**Given instruction**. Report back each line of the records that contains the string "this".

**Data provided**.
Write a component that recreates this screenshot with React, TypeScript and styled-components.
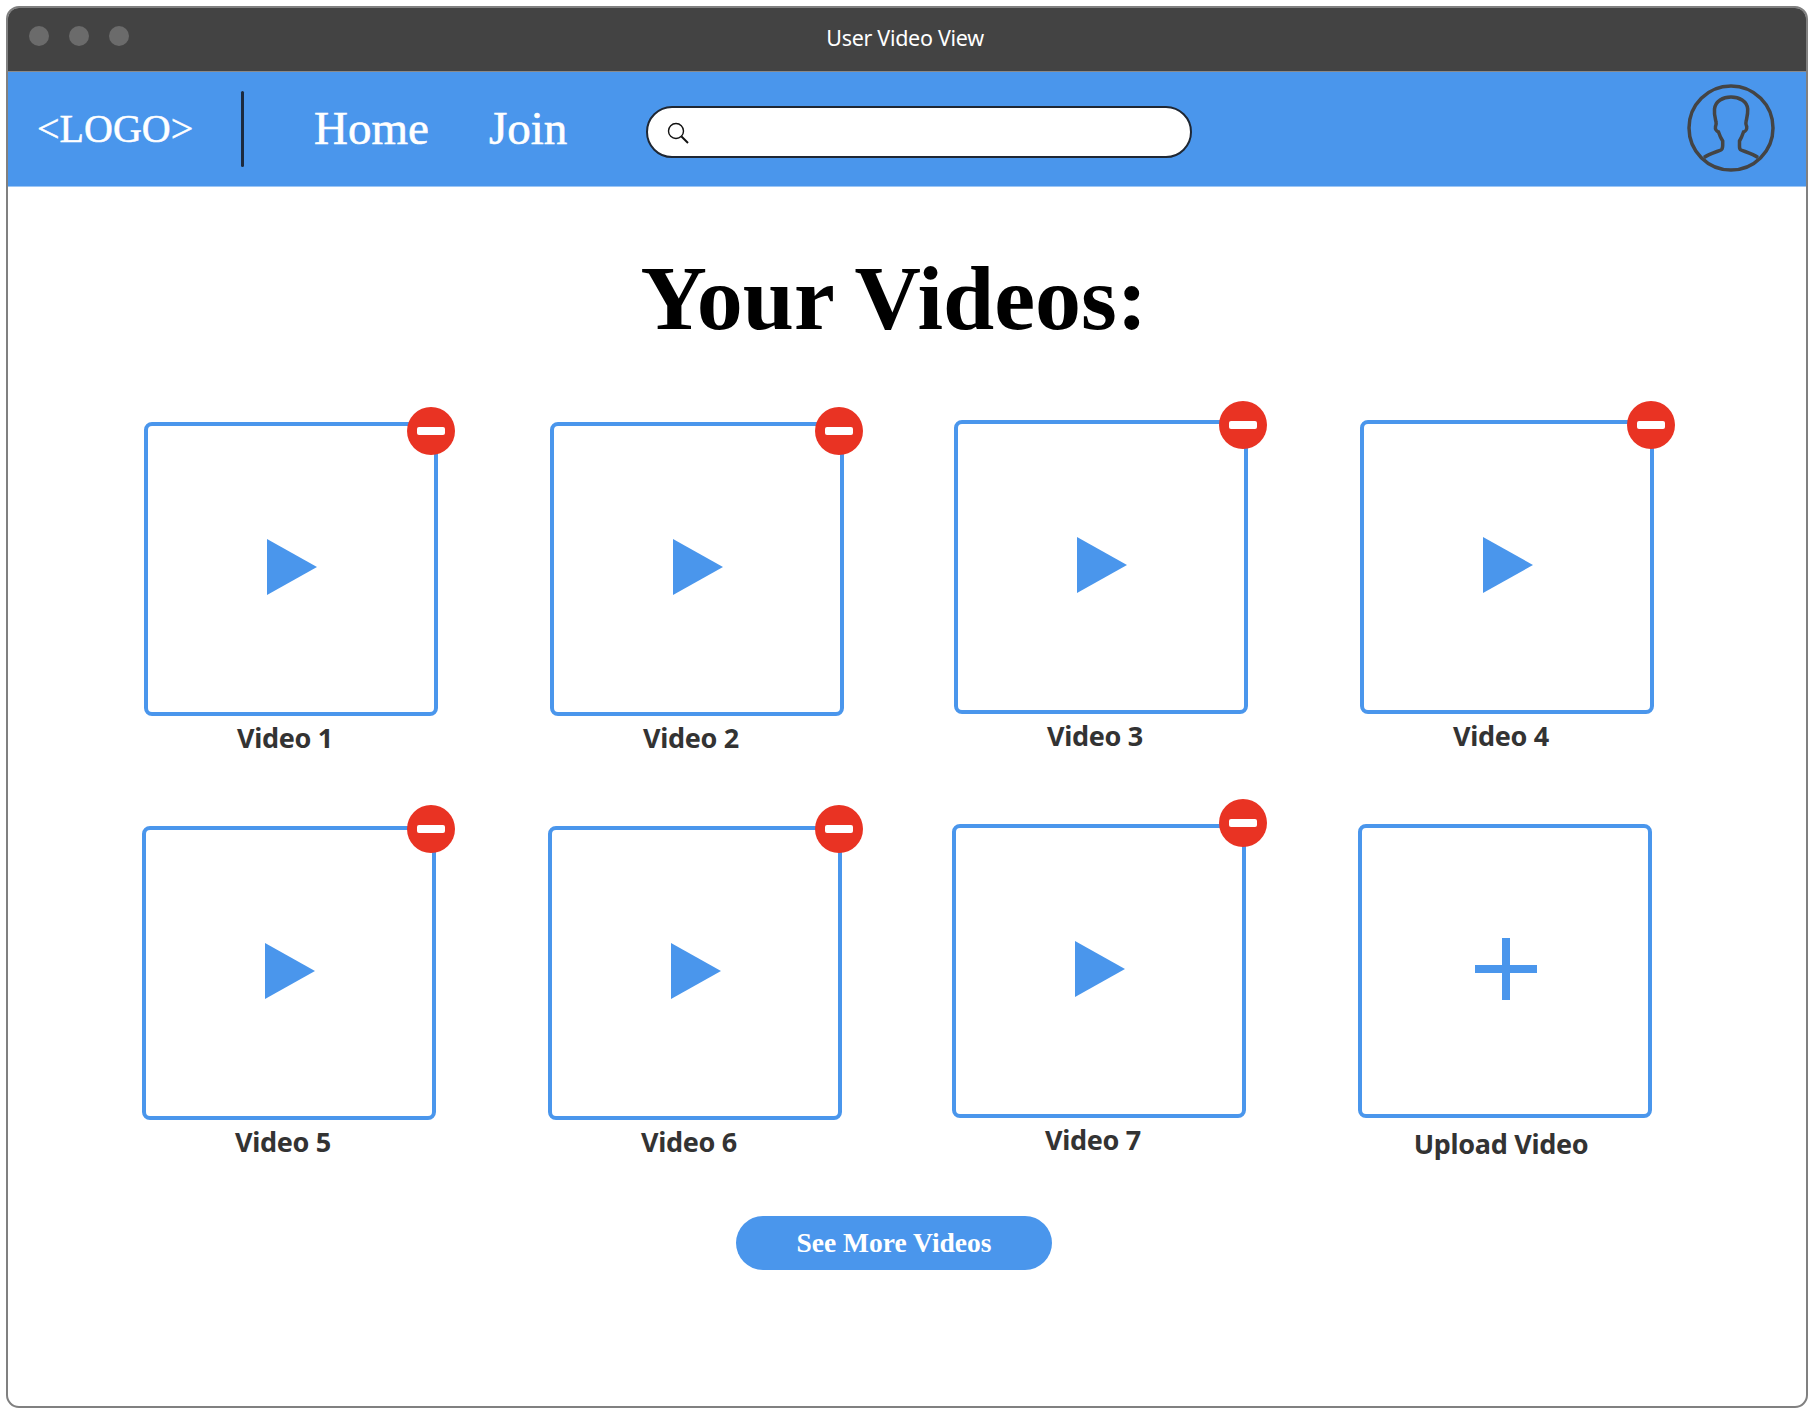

* * *

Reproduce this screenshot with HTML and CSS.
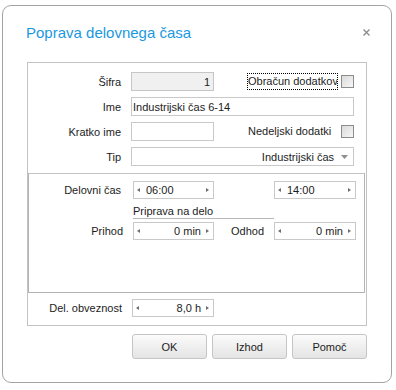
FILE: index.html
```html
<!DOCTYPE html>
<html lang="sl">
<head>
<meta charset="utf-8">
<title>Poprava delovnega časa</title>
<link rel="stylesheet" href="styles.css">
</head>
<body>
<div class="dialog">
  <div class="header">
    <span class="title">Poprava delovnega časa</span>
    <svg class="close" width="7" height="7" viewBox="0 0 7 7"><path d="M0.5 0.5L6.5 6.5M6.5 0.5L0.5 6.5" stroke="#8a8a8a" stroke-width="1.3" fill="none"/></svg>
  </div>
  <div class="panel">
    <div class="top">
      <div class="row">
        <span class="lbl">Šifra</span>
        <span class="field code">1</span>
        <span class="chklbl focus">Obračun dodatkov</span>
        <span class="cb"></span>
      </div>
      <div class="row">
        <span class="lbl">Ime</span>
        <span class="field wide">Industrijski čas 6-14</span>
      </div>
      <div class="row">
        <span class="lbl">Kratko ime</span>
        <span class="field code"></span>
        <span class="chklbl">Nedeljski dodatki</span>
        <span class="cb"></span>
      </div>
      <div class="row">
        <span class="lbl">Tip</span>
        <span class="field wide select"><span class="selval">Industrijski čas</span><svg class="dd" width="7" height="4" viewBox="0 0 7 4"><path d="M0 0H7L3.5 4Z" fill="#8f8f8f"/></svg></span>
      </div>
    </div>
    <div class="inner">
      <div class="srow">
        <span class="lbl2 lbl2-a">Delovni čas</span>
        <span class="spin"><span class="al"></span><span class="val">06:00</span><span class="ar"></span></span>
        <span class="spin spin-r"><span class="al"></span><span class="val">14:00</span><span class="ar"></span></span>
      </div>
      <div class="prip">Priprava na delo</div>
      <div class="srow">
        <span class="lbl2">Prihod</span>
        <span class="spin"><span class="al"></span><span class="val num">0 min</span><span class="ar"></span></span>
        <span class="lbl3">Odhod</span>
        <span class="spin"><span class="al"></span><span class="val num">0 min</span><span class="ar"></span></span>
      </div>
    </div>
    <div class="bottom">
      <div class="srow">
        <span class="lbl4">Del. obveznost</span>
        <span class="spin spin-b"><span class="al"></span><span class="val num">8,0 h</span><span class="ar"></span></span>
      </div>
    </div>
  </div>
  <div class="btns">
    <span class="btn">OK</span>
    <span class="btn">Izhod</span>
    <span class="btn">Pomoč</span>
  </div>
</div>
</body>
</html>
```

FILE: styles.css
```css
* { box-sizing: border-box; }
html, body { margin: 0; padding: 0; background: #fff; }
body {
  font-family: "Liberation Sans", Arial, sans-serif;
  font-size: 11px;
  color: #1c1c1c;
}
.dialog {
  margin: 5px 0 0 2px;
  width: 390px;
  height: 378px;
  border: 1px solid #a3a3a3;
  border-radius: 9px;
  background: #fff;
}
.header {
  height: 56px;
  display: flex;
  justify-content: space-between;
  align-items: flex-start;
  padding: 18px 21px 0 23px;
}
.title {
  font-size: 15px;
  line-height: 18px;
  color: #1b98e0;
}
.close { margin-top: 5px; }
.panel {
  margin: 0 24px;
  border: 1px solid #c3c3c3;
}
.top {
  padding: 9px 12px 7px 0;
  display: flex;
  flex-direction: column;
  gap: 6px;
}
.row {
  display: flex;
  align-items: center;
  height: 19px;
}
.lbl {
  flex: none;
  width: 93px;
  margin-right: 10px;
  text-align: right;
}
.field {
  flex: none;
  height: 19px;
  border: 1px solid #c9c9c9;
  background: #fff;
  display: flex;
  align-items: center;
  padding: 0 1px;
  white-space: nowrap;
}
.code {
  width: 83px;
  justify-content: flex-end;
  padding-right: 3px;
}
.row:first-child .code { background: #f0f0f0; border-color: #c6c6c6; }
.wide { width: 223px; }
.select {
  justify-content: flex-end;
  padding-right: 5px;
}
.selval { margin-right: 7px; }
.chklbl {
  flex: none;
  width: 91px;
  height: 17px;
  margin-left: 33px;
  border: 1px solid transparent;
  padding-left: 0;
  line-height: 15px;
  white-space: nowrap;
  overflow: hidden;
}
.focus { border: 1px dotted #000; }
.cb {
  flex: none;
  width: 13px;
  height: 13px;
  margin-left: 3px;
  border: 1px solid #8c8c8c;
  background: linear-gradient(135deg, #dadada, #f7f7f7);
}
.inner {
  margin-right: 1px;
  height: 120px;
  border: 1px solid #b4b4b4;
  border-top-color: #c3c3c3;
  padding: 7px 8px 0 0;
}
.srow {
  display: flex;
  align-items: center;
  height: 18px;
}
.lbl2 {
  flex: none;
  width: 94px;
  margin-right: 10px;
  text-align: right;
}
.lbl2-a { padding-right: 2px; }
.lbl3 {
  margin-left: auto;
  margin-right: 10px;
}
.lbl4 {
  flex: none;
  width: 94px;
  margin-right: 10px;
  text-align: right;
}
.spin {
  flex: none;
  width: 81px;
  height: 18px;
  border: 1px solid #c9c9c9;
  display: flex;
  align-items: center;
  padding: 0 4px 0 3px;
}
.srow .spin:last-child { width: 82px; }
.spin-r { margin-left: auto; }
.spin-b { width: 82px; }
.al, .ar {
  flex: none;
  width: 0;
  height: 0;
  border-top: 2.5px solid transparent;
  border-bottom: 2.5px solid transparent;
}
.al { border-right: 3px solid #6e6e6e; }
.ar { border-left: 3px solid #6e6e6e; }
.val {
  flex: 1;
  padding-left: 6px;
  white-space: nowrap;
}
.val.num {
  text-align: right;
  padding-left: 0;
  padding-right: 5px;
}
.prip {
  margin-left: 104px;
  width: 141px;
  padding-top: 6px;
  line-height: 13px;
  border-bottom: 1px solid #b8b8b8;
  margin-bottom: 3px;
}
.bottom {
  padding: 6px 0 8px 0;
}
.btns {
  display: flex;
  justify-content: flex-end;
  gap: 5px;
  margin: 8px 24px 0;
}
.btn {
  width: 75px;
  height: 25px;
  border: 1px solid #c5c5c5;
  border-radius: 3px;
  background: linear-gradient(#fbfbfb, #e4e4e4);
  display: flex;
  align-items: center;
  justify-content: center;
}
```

**Exercise solution**.
Write a component that recreates this screenshot with React, TypeScript and styled-components.
Reproduce this screenshot with HTML and CSS.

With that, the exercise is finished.